*INFORMATION PROVIDED*:
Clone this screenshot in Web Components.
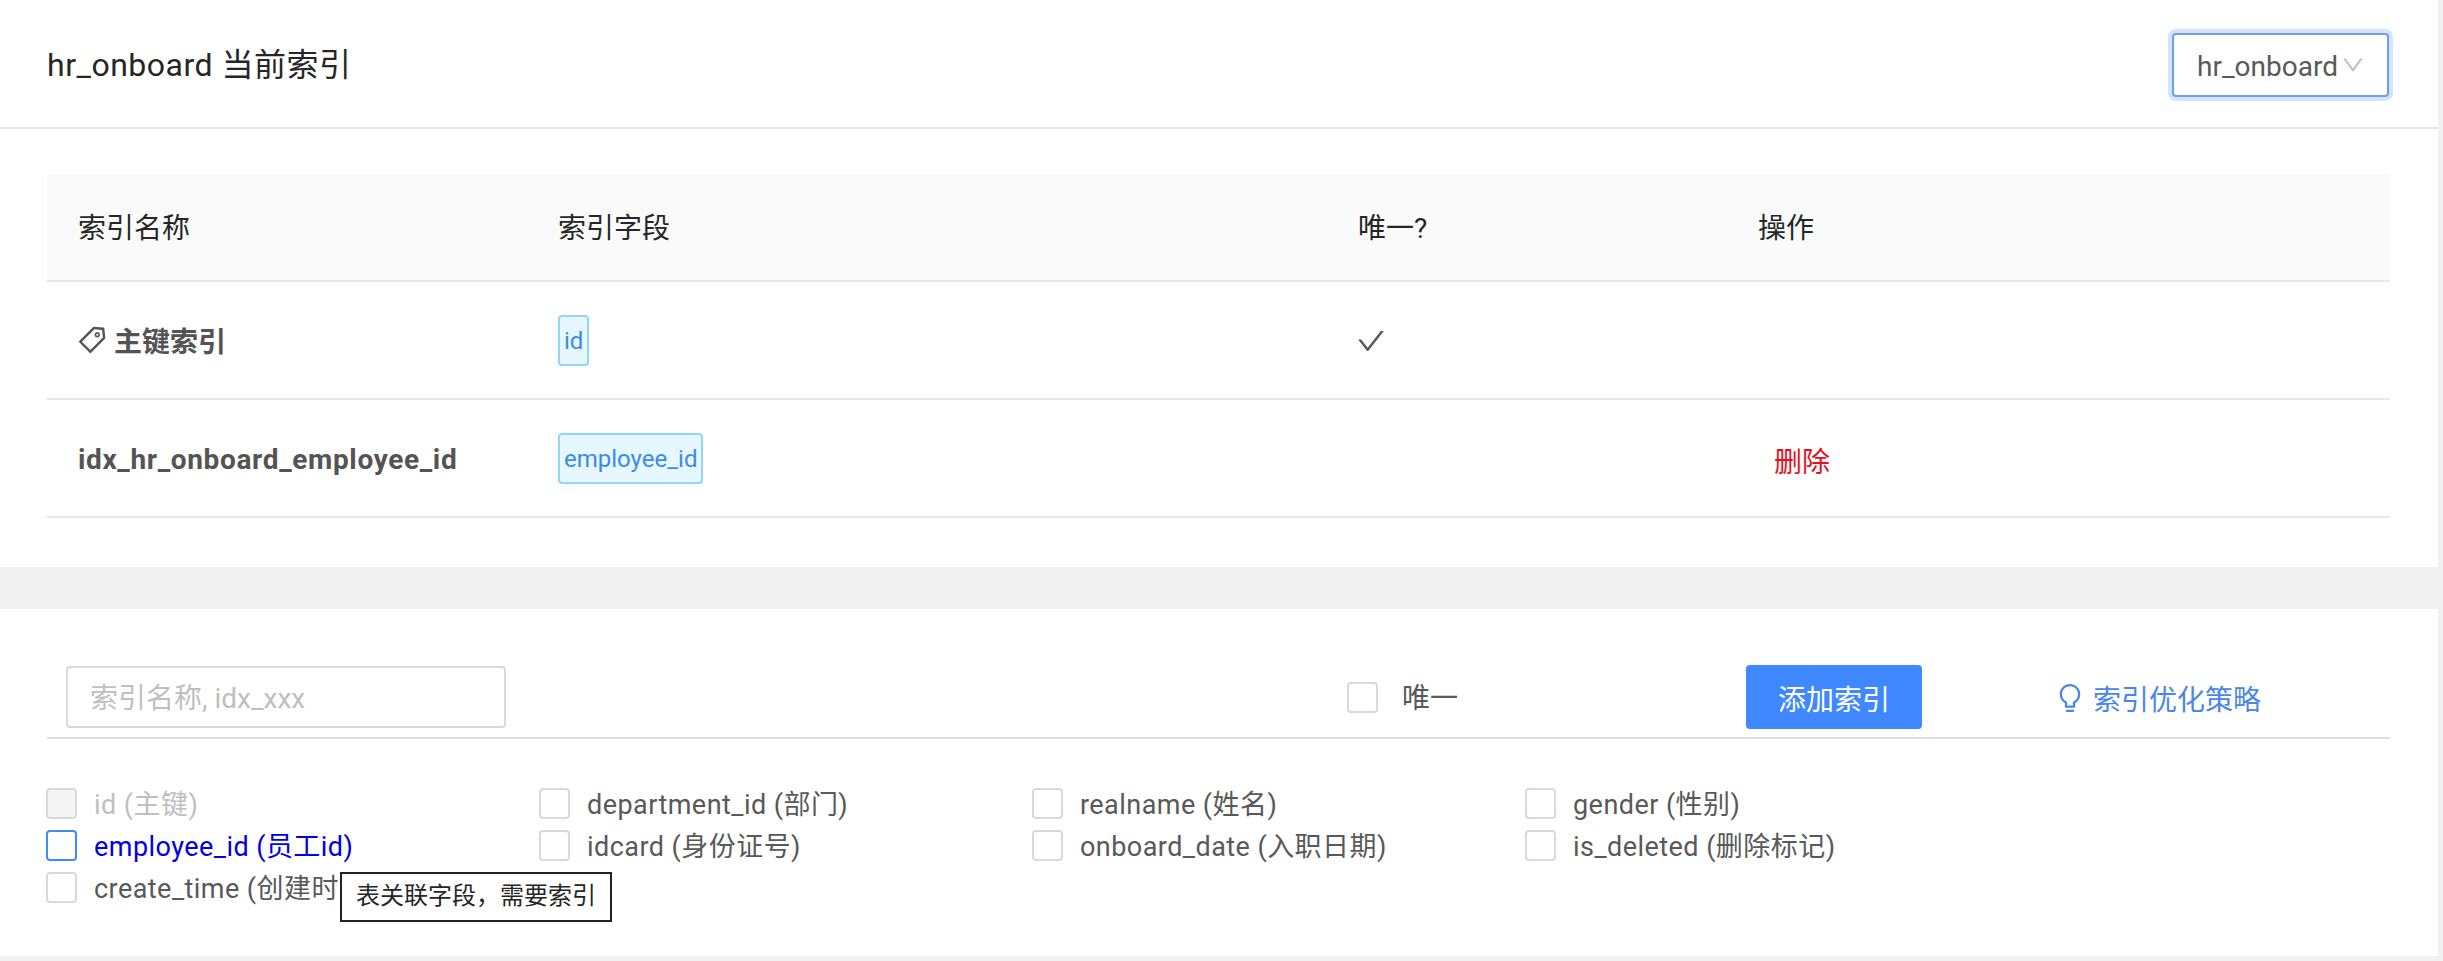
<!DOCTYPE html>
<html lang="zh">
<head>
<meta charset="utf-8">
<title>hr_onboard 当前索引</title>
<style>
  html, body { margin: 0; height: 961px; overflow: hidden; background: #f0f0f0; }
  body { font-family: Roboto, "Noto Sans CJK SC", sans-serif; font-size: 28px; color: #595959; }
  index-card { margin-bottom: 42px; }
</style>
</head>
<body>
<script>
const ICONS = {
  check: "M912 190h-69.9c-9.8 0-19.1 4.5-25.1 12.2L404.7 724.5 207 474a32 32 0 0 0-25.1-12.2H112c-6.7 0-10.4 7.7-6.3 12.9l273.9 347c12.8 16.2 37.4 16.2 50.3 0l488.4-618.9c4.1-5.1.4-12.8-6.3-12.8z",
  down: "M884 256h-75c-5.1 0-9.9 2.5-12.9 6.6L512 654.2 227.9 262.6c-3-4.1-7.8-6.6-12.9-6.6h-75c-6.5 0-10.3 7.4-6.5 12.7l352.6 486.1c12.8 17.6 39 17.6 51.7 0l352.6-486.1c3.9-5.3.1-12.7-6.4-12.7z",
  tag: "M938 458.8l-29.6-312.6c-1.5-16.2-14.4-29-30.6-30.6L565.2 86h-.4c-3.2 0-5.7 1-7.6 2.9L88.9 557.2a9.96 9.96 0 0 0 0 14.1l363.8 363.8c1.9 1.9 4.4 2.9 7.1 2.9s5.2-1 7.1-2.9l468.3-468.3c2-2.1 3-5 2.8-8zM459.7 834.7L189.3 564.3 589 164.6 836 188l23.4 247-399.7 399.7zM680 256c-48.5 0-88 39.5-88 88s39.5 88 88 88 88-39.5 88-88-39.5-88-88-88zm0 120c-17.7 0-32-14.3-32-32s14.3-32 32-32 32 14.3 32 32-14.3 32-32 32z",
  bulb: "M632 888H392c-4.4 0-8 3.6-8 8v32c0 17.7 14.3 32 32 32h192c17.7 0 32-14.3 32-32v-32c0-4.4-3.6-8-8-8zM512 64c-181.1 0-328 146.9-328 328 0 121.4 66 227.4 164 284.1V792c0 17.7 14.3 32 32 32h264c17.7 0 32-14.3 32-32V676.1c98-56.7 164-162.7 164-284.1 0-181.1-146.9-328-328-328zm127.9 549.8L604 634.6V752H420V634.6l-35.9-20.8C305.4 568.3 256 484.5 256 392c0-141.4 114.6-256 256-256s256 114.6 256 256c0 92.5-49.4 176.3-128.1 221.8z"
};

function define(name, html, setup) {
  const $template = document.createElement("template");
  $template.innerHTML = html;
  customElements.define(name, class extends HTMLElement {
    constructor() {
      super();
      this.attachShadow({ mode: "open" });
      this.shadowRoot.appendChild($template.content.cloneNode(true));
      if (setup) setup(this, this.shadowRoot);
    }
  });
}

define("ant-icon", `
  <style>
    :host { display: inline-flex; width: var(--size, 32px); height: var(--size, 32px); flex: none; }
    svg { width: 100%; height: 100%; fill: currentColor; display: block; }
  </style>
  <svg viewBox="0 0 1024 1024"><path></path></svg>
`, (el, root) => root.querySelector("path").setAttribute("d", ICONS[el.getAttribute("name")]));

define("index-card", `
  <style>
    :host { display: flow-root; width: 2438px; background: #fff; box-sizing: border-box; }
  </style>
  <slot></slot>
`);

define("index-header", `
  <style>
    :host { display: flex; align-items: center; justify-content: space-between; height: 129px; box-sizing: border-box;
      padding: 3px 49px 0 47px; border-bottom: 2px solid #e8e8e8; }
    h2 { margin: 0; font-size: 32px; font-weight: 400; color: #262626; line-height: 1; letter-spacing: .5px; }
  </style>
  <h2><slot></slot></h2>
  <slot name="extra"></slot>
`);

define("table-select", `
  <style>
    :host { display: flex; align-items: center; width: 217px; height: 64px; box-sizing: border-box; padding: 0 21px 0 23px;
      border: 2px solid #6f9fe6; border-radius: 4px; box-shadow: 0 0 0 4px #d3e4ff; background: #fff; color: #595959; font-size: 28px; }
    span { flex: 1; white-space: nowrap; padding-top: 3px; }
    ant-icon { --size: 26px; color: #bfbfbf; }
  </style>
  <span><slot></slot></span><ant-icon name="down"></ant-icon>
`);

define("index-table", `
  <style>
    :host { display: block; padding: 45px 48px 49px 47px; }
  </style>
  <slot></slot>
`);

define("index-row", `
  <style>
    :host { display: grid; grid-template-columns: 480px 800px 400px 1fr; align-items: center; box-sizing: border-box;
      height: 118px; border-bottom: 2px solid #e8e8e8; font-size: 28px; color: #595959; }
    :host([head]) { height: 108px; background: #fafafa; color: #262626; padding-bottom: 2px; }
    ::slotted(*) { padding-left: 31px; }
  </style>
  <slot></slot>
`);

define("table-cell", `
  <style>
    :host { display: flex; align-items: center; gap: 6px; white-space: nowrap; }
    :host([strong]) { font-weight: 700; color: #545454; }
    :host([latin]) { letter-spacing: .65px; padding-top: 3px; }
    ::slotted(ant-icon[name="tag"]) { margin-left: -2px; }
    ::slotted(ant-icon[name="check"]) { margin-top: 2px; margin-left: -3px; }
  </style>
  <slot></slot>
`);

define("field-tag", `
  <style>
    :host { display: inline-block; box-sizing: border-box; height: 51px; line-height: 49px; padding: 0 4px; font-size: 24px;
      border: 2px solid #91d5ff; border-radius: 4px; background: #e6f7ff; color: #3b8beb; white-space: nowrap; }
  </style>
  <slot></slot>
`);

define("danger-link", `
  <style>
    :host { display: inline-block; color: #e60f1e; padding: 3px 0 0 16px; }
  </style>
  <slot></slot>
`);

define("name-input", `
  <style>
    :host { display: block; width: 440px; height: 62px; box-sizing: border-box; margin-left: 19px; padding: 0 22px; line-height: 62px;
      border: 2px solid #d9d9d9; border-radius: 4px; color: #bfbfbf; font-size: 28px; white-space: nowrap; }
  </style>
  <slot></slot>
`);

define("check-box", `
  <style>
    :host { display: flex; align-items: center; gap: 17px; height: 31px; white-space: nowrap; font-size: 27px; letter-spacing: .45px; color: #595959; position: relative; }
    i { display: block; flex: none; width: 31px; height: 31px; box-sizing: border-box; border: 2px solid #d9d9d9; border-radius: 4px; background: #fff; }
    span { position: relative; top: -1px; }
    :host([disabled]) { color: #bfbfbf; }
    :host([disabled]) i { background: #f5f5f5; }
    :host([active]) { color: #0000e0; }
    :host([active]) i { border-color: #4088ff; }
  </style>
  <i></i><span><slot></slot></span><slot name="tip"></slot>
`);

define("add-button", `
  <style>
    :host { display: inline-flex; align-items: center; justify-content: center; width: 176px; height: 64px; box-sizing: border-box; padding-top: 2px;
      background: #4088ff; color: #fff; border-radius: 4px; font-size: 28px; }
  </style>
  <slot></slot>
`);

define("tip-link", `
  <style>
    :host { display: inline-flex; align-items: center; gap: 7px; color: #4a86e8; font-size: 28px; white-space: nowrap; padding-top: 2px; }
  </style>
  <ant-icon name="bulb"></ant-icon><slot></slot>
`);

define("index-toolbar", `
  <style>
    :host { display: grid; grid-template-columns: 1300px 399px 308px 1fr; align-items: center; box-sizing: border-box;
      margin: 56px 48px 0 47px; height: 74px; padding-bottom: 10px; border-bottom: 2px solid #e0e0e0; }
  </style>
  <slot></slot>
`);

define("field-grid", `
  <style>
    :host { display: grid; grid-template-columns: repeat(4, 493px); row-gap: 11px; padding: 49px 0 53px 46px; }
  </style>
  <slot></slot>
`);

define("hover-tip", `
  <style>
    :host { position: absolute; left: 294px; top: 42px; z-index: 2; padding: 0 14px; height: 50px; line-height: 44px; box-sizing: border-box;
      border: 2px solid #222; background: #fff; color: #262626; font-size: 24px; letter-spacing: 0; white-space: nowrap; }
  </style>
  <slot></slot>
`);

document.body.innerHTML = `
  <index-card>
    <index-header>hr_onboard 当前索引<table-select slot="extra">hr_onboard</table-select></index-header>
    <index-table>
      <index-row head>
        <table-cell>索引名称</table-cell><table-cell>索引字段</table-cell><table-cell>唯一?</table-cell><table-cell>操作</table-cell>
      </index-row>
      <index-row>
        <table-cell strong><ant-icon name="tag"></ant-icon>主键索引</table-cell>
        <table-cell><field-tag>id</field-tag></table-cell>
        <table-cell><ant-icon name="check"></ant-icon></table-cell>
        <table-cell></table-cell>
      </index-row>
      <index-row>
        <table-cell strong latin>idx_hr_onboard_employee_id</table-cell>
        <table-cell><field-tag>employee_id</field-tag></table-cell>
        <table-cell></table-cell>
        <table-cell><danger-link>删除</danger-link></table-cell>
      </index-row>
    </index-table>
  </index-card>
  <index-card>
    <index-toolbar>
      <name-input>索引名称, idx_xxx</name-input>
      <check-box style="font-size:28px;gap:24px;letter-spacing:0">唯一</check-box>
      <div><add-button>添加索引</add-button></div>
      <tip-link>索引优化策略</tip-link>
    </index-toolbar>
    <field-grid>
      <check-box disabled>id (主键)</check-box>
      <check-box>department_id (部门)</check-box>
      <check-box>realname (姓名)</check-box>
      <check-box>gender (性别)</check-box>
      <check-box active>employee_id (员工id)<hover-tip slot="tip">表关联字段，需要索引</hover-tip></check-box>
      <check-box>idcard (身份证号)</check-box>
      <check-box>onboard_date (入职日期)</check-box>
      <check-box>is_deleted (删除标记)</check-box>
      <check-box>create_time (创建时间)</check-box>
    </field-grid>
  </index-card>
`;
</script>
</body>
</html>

*REQUEST*: Copy out every line from the data above that has "this" in it.

*EXERCISE RESPONSE*:
Clone this screenshot in Web Components.
      this.attachShadow({ mode: "open" });
      this.shadowRoot.appendChild($template.content.cloneNode(true));
      if (setup) setup(this, this.shadowRoot);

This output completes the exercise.